◆ What to work on
Locate every line in the material below that has the word "React". Copy each of those lines.

Material start

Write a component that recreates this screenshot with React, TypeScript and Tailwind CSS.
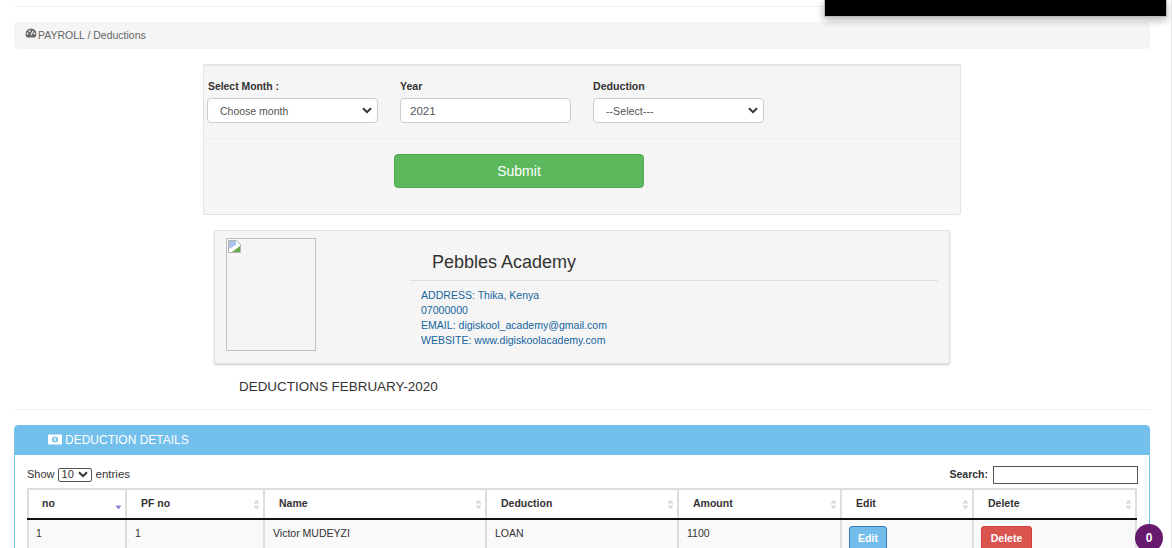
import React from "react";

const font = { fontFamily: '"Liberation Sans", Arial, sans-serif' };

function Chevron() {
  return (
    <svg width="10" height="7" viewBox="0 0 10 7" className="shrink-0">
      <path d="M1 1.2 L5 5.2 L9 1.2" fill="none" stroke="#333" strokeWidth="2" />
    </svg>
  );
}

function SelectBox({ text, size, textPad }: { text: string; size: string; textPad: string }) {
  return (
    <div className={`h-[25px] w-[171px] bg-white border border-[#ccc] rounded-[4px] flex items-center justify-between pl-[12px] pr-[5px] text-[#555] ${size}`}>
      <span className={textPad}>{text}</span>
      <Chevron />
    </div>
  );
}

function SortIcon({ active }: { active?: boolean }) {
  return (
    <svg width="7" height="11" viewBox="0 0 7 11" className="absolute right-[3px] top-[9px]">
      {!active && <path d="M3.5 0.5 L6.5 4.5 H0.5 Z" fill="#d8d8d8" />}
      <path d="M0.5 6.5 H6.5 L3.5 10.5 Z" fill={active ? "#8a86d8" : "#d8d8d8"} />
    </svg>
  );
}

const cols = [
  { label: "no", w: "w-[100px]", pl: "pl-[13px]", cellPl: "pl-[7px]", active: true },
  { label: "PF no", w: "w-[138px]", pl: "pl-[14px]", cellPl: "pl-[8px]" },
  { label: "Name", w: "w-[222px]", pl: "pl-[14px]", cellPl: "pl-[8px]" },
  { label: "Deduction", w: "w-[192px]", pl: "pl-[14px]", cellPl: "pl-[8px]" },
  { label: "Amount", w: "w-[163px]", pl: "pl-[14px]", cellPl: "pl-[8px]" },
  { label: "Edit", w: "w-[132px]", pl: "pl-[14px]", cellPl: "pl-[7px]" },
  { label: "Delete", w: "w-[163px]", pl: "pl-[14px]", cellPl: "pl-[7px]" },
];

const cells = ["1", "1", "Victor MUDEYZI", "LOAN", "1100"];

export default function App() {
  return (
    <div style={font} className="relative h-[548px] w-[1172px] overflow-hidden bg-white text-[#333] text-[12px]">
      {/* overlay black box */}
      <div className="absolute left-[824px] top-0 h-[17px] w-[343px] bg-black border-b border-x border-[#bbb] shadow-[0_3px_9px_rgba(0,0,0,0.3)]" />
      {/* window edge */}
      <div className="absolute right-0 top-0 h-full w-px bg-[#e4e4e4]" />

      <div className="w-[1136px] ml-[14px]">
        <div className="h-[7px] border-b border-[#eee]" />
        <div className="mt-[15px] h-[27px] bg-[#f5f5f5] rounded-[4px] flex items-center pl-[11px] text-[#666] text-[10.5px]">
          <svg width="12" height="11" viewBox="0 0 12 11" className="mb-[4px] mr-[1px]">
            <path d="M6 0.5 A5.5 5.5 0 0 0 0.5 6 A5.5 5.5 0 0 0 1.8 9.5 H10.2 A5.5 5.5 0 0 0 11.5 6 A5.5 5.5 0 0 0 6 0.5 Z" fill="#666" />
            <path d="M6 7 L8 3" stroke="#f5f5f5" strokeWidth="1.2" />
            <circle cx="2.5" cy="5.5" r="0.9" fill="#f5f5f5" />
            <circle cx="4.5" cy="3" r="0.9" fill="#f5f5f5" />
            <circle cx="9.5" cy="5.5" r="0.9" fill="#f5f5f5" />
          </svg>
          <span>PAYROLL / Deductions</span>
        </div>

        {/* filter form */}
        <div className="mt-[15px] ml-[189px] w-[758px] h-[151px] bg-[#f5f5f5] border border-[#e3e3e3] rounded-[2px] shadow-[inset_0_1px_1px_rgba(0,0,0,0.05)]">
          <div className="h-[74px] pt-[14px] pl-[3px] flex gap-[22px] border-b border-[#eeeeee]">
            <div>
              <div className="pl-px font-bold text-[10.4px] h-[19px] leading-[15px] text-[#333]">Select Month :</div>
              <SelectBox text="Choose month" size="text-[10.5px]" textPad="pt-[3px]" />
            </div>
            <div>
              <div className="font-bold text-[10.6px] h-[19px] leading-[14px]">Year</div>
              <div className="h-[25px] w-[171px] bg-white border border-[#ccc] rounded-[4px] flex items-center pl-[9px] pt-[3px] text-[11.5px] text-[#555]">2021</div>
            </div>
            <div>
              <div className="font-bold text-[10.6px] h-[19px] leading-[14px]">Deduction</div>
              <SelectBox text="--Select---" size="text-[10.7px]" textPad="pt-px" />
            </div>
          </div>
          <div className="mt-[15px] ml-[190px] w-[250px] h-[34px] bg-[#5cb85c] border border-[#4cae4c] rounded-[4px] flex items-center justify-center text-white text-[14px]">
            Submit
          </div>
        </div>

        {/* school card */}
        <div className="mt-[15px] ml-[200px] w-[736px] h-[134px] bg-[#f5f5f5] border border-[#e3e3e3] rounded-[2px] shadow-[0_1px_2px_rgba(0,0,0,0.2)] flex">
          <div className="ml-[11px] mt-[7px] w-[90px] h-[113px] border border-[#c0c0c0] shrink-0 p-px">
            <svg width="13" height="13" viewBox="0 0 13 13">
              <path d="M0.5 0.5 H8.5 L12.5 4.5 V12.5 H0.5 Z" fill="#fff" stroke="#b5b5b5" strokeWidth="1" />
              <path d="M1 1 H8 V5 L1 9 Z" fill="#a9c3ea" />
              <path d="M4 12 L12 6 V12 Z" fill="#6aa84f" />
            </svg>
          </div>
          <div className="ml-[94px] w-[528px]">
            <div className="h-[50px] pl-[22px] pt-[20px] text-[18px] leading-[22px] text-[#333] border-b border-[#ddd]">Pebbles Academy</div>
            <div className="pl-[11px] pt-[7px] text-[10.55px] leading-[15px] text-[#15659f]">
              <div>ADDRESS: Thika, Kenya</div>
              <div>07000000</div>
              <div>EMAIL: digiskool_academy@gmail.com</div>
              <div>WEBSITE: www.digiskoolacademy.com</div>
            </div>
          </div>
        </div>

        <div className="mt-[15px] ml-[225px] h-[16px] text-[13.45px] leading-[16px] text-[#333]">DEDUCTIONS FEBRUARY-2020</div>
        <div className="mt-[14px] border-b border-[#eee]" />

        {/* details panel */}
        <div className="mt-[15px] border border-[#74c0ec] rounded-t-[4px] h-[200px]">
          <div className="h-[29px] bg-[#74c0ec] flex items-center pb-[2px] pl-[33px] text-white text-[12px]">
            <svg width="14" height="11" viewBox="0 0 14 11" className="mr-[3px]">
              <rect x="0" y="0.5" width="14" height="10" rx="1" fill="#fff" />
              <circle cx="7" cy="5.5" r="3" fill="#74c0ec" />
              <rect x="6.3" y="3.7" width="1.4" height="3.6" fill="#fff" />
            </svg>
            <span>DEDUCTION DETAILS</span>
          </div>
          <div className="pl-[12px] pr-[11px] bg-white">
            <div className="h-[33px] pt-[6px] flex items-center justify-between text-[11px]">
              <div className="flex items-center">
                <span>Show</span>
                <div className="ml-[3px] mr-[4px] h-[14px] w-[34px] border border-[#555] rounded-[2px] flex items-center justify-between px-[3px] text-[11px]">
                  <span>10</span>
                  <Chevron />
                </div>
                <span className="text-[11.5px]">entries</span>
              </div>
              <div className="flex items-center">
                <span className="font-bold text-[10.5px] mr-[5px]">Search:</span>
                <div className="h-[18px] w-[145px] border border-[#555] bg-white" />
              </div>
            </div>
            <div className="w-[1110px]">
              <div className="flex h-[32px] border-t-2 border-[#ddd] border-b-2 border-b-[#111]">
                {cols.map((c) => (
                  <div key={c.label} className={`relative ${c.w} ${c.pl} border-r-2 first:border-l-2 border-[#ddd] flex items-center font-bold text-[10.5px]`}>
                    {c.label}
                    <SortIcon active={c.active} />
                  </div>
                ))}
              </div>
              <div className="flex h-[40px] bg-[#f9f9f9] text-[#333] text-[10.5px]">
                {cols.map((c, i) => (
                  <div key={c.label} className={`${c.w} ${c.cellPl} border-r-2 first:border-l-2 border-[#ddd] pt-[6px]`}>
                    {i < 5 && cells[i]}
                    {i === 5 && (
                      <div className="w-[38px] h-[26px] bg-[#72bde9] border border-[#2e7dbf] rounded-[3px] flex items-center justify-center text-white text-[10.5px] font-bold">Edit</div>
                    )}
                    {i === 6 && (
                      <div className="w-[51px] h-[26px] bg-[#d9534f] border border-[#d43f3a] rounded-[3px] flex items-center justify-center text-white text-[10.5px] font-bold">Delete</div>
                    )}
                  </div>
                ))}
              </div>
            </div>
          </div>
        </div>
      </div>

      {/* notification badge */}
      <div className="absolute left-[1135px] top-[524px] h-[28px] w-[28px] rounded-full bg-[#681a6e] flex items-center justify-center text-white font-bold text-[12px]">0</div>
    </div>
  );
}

Material end

◆ Task solution
Write a component that recreates this screenshot with React, TypeScript and Tailwind CSS.
import React from "react";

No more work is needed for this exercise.